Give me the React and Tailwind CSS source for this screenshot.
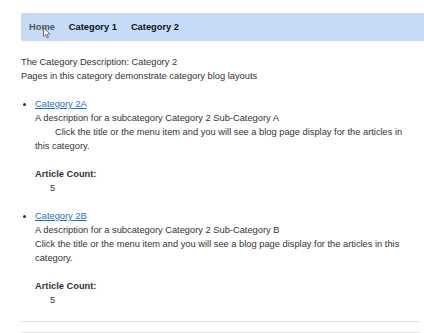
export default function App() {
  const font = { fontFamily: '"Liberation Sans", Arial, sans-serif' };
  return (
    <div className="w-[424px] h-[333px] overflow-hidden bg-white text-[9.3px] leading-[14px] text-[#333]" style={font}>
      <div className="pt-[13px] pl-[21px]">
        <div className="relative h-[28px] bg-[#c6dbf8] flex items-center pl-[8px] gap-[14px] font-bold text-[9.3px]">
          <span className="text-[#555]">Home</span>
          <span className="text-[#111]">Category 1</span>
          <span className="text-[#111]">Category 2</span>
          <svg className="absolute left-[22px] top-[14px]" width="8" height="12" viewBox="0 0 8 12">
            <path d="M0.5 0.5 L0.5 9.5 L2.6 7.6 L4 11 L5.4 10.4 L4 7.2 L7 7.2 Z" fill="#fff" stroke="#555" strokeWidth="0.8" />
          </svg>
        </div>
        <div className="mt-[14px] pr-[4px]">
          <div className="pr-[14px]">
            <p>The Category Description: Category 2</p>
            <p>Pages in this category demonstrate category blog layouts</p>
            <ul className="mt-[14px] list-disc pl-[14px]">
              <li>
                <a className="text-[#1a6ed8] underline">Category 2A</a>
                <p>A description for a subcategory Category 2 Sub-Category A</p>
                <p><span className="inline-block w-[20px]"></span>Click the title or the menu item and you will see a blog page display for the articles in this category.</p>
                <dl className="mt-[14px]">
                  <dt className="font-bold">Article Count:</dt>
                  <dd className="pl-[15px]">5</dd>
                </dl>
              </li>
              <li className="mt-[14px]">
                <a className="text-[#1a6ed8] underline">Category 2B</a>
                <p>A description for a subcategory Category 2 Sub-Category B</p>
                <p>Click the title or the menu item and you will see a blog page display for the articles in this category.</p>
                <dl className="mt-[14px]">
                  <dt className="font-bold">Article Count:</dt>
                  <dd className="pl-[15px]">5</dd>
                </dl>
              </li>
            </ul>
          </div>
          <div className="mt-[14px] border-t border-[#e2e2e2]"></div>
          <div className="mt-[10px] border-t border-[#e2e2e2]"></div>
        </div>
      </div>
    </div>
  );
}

Direction: Give the material again exactly as it is, but keep the pictures out.

Solution:
Give me the React and Tailwind CSS source for this screenshot.
export default function App() {
  const font = { fontFamily: '"Liberation Sans", Arial, sans-serif' };
  return (
    <div className="w-[424px] h-[333px] overflow-hidden bg-white text-[9.3px] leading-[14px] text-[#333]" style={font}>
      <div className="pt-[13px] pl-[21px]">
        <div className="relative h-[28px] bg-[#c6dbf8] flex items-center pl-[8px] gap-[14px] font-bold text-[9.3px]">
          <span className="text-[#555]">Home</span>
          <span className="text-[#111]">Category 1</span>
          <span className="text-[#111]">Category 2</span>
          <svg className="absolute left-[22px] top-[14px]" width="8" height="12" viewBox="0 0 8 12">
            <path d="M0.5 0.5 L0.5 9.5 L2.6 7.6 L4 11 L5.4 10.4 L4 7.2 L7 7.2 Z" fill="#fff" stroke="#555" strokeWidth="0.8" />
          </svg>
        </div>
        <div className="mt-[14px] pr-[4px]">
          <div className="pr-[14px]">
            <p>The Category Description: Category 2</p>
            <p>Pages in this category demonstrate category blog layouts</p>
            <ul className="mt-[14px] list-disc pl-[14px]">
              <li>
                <a className="text-[#1a6ed8] underline">Category 2A</a>
                <p>A description for a subcategory Category 2 Sub-Category A</p>
                <p><span className="inline-block w-[20px]"></span>Click the title or the menu item and you will see a blog page display for the articles in this category.</p>
                <dl className="mt-[14px]">
                  <dt className="font-bold">Article Count:</dt>
                  <dd className="pl-[15px]">5</dd>
                </dl>
              </li>
              <li className="mt-[14px]">
                <a className="text-[#1a6ed8] underline">Category 2B</a>
                <p>A description for a subcategory Category 2 Sub-Category B</p>
                <p>Click the title or the menu item and you will see a blog page display for the articles in this category.</p>
                <dl className="mt-[14px]">
                  <dt className="font-bold">Article Count:</dt>
                  <dd className="pl-[15px]">5</dd>
                </dl>
              </li>
            </ul>
          </div>
          <div className="mt-[14px] border-t border-[#e2e2e2]"></div>
          <div className="mt-[10px] border-t border-[#e2e2e2]"></div>
        </div>
      </div>
    </div>
  );
}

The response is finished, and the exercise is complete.